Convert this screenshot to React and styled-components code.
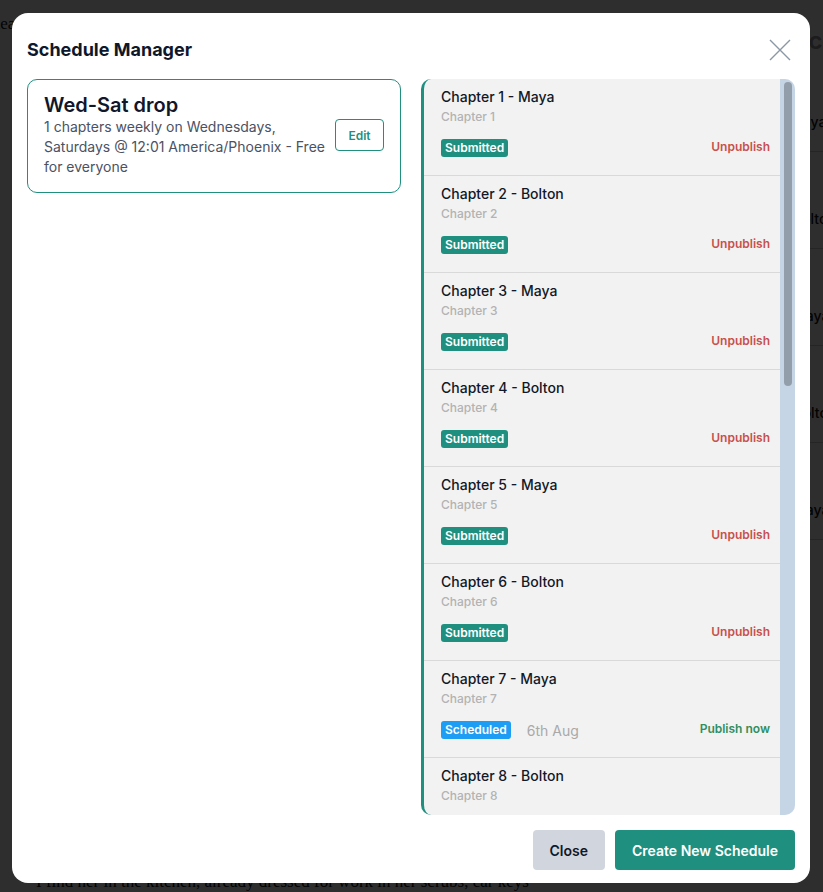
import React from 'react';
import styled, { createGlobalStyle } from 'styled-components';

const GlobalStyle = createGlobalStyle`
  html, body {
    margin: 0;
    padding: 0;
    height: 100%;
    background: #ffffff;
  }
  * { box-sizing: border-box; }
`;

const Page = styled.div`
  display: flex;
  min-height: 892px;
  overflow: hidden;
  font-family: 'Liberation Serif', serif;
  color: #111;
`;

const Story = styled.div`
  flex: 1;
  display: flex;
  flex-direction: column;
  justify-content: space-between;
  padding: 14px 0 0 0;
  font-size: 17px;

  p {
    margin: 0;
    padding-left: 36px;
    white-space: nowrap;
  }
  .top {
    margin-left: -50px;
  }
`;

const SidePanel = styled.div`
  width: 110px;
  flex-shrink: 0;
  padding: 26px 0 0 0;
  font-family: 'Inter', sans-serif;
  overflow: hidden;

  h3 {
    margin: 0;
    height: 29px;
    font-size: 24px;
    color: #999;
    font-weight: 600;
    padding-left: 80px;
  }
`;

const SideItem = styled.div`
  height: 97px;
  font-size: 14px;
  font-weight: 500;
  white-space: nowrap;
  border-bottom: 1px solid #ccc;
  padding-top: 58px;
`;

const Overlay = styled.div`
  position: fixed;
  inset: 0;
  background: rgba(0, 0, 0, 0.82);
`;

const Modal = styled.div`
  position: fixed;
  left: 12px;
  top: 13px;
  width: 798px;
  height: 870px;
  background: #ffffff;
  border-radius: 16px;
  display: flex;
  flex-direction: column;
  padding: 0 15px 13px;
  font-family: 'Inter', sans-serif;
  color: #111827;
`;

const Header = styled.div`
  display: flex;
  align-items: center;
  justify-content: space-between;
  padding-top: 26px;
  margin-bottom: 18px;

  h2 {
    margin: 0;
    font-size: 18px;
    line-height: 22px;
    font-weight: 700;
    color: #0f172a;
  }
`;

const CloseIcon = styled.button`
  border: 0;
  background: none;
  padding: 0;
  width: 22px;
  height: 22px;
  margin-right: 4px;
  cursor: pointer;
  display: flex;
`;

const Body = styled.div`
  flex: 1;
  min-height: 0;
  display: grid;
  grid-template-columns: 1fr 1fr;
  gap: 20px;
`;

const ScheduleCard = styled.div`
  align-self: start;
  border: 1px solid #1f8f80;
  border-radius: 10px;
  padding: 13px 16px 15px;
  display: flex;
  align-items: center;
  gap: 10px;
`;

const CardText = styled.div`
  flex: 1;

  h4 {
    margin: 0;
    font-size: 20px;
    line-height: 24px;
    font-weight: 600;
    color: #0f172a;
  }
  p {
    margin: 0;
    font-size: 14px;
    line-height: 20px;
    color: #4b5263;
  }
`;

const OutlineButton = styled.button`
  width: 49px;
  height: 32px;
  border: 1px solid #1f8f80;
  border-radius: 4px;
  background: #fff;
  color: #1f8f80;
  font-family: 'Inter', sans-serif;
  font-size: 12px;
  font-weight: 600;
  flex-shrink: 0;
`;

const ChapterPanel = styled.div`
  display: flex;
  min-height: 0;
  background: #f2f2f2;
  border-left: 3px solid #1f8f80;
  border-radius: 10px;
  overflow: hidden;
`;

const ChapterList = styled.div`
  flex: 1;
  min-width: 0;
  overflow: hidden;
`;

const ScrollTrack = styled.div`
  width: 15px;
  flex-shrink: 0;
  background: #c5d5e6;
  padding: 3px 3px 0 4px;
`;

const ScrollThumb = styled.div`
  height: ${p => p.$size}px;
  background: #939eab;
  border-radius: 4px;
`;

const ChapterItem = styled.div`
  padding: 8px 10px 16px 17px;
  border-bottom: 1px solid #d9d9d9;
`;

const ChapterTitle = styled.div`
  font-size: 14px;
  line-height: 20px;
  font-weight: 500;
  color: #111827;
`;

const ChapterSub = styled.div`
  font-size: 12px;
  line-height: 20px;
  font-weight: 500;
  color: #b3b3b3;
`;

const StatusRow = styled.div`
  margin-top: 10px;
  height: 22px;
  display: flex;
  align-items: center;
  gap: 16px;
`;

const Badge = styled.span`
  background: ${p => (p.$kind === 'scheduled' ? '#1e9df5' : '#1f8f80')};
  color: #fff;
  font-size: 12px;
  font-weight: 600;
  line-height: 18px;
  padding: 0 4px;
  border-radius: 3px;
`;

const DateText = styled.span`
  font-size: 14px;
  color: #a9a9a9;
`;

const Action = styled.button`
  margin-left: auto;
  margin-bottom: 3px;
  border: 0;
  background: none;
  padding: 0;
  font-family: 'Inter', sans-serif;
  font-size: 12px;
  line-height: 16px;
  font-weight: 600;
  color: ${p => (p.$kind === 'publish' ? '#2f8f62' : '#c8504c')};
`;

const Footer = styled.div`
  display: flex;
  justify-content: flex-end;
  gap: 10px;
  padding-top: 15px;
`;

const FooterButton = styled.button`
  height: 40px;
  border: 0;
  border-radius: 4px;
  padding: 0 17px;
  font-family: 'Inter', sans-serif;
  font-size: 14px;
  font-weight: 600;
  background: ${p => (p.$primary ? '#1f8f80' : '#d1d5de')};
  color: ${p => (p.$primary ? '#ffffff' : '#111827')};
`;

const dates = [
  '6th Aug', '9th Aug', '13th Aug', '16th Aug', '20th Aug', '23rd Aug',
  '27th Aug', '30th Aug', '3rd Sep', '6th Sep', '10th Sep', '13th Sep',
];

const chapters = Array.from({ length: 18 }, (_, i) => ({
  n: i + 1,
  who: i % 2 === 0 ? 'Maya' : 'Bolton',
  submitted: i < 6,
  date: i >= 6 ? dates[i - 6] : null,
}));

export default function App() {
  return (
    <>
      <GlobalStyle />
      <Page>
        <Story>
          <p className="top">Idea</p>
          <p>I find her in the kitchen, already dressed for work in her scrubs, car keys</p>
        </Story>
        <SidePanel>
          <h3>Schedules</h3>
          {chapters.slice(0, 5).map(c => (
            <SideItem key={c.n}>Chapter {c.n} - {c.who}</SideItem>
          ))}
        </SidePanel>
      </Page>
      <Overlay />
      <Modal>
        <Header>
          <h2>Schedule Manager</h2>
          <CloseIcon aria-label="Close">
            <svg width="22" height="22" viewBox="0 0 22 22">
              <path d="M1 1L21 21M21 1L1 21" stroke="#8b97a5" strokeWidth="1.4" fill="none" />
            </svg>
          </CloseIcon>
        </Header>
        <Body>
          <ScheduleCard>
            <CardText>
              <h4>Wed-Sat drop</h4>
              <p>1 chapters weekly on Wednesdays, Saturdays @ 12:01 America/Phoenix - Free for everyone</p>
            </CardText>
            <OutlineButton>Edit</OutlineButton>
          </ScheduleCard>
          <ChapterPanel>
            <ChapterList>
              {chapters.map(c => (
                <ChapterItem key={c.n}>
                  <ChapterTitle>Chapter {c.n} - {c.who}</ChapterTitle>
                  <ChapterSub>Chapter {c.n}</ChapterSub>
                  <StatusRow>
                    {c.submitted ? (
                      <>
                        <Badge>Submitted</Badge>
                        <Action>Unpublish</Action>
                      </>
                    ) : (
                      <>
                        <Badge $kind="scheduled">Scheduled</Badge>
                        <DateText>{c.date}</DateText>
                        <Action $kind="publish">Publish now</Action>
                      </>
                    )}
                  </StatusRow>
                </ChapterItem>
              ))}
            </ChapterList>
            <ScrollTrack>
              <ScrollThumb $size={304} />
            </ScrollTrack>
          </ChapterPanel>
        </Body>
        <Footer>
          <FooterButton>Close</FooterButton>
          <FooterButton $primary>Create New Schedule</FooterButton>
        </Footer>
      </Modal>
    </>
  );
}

TASK BRIEF:
Repeat all the data as it stands, dropping any images it holds.

THE SOLUTION:
Convert this screenshot to React and styled-components code.
import React from 'react';
import styled, { createGlobalStyle } from 'styled-components';

const GlobalStyle = createGlobalStyle`
  html, body {
    margin: 0;
    padding: 0;
    height: 100%;
    background: #ffffff;
  }
  * { box-sizing: border-box; }
`;

const Page = styled.div`
  display: flex;
  min-height: 892px;
  overflow: hidden;
  font-family: 'Liberation Serif', serif;
  color: #111;
`;

const Story = styled.div`
  flex: 1;
  display: flex;
  flex-direction: column;
  justify-content: space-between;
  padding: 14px 0 0 0;
  font-size: 17px;

  p {
    margin: 0;
    padding-left: 36px;
    white-space: nowrap;
  }
  .top {
    margin-left: -50px;
  }
`;

const SidePanel = styled.div`
  width: 110px;
  flex-shrink: 0;
  padding: 26px 0 0 0;
  font-family: 'Inter', sans-serif;
  overflow: hidden;

  h3 {
    margin: 0;
    height: 29px;
    font-size: 24px;
    color: #999;
    font-weight: 600;
    padding-left: 80px;
  }
`;

const SideItem = styled.div`
  height: 97px;
  font-size: 14px;
  font-weight: 500;
  white-space: nowrap;
  border-bottom: 1px solid #ccc;
  padding-top: 58px;
`;

const Overlay = styled.div`
  position: fixed;
  inset: 0;
  background: rgba(0, 0, 0, 0.82);
`;

const Modal = styled.div`
  position: fixed;
  left: 12px;
  top: 13px;
  width: 798px;
  height: 870px;
  background: #ffffff;
  border-radius: 16px;
  display: flex;
  flex-direction: column;
  padding: 0 15px 13px;
  font-family: 'Inter', sans-serif;
  color: #111827;
`;

const Header = styled.div`
  display: flex;
  align-items: center;
  justify-content: space-between;
  padding-top: 26px;
  margin-bottom: 18px;

  h2 {
    margin: 0;
    font-size: 18px;
    line-height: 22px;
    font-weight: 700;
    color: #0f172a;
  }
`;

const CloseIcon = styled.button`
  border: 0;
  background: none;
  padding: 0;
  width: 22px;
  height: 22px;
  margin-right: 4px;
  cursor: pointer;
  display: flex;
`;

const Body = styled.div`
  flex: 1;
  min-height: 0;
  display: grid;
  grid-template-columns: 1fr 1fr;
  gap: 20px;
`;

const ScheduleCard = styled.div`
  align-self: start;
  border: 1px solid #1f8f80;
  border-radius: 10px;
  padding: 13px 16px 15px;
  display: flex;
  align-items: center;
  gap: 10px;
`;

const CardText = styled.div`
  flex: 1;

  h4 {
    margin: 0;
    font-size: 20px;
    line-height: 24px;
    font-weight: 600;
    color: #0f172a;
  }
  p {
    margin: 0;
    font-size: 14px;
    line-height: 20px;
    color: #4b5263;
  }
`;

const OutlineButton = styled.button`
  width: 49px;
  height: 32px;
  border: 1px solid #1f8f80;
  border-radius: 4px;
  background: #fff;
  color: #1f8f80;
  font-family: 'Inter', sans-serif;
  font-size: 12px;
  font-weight: 600;
  flex-shrink: 0;
`;

const ChapterPanel = styled.div`
  display: flex;
  min-height: 0;
  background: #f2f2f2;
  border-left: 3px solid #1f8f80;
  border-radius: 10px;
  overflow: hidden;
`;

const ChapterList = styled.div`
  flex: 1;
  min-width: 0;
  overflow: hidden;
`;

const ScrollTrack = styled.div`
  width: 15px;
  flex-shrink: 0;
  background: #c5d5e6;
  padding: 3px 3px 0 4px;
`;

const ScrollThumb = styled.div`
  height: ${p => p.$size}px;
  background: #939eab;
  border-radius: 4px;
`;

const ChapterItem = styled.div`
  padding: 8px 10px 16px 17px;
  border-bottom: 1px solid #d9d9d9;
`;

const ChapterTitle = styled.div`
  font-size: 14px;
  line-height: 20px;
  font-weight: 500;
  color: #111827;
`;

const ChapterSub = styled.div`
  font-size: 12px;
  line-height: 20px;
  font-weight: 500;
  color: #b3b3b3;
`;

const StatusRow = styled.div`
  margin-top: 10px;
  height: 22px;
  display: flex;
  align-items: center;
  gap: 16px;
`;

const Badge = styled.span`
  background: ${p => (p.$kind === 'scheduled' ? '#1e9df5' : '#1f8f80')};
  color: #fff;
  font-size: 12px;
  font-weight: 600;
  line-height: 18px;
  padding: 0 4px;
  border-radius: 3px;
`;

const DateText = styled.span`
  font-size: 14px;
  color: #a9a9a9;
`;

const Action = styled.button`
  margin-left: auto;
  margin-bottom: 3px;
  border: 0;
  background: none;
  padding: 0;
  font-family: 'Inter', sans-serif;
  font-size: 12px;
  line-height: 16px;
  font-weight: 600;
  color: ${p => (p.$kind === 'publish' ? '#2f8f62' : '#c8504c')};
`;

const Footer = styled.div`
  display: flex;
  justify-content: flex-end;
  gap: 10px;
  padding-top: 15px;
`;

const FooterButton = styled.button`
  height: 40px;
  border: 0;
  border-radius: 4px;
  padding: 0 17px;
  font-family: 'Inter', sans-serif;
  font-size: 14px;
  font-weight: 600;
  background: ${p => (p.$primary ? '#1f8f80' : '#d1d5de')};
  color: ${p => (p.$primary ? '#ffffff' : '#111827')};
`;

const dates = [
  '6th Aug', '9th Aug', '13th Aug', '16th Aug', '20th Aug', '23rd Aug',
  '27th Aug', '30th Aug', '3rd Sep', '6th Sep', '10th Sep', '13th Sep',
];

const chapters = Array.from({ length: 18 }, (_, i) => ({
  n: i + 1,
  who: i % 2 === 0 ? 'Maya' : 'Bolton',
  submitted: i < 6,
  date: i >= 6 ? dates[i - 6] : null,
}));

export default function App() {
  return (
    <>
      <GlobalStyle />
      <Page>
        <Story>
          <p className="top">Idea</p>
          <p>I find her in the kitchen, already dressed for work in her scrubs, car keys</p>
        </Story>
        <SidePanel>
          <h3>Schedules</h3>
          {chapters.slice(0, 5).map(c => (
            <SideItem key={c.n}>Chapter {c.n} - {c.who}</SideItem>
          ))}
        </SidePanel>
      </Page>
      <Overlay />
      <Modal>
        <Header>
          <h2>Schedule Manager</h2>
          <CloseIcon aria-label="Close">
            <svg width="22" height="22" viewBox="0 0 22 22">
              <path d="M1 1L21 21M21 1L1 21" stroke="#8b97a5" strokeWidth="1.4" fill="none" />
            </svg>
          </CloseIcon>
        </Header>
        <Body>
          <ScheduleCard>
            <CardText>
              <h4>Wed-Sat drop</h4>
              <p>1 chapters weekly on Wednesdays, Saturdays @ 12:01 America/Phoenix - Free for everyone</p>
            </CardText>
            <OutlineButton>Edit</OutlineButton>
          </ScheduleCard>
          <ChapterPanel>
            <ChapterList>
              {chapters.map(c => (
                <ChapterItem key={c.n}>
                  <ChapterTitle>Chapter {c.n} - {c.who}</ChapterTitle>
                  <ChapterSub>Chapter {c.n}</ChapterSub>
                  <StatusRow>
                    {c.submitted ? (
                      <>
                        <Badge>Submitted</Badge>
                        <Action>Unpublish</Action>
                      </>
                    ) : (
                      <>
                        <Badge $kind="scheduled">Scheduled</Badge>
                        <DateText>{c.date}</DateText>
                        <Action $kind="publish">Publish now</Action>
                      </>
                    )}
                  </StatusRow>
                </ChapterItem>
              ))}
            </ChapterList>
            <ScrollTrack>
              <ScrollThumb $size={304} />
            </ScrollTrack>
          </ChapterPanel>
        </Body>
        <Footer>
          <FooterButton>Close</FooterButton>
          <FooterButton $primary>Create New Schedule</FooterButton>
        </Footer>
      </Modal>
    </>
  );
}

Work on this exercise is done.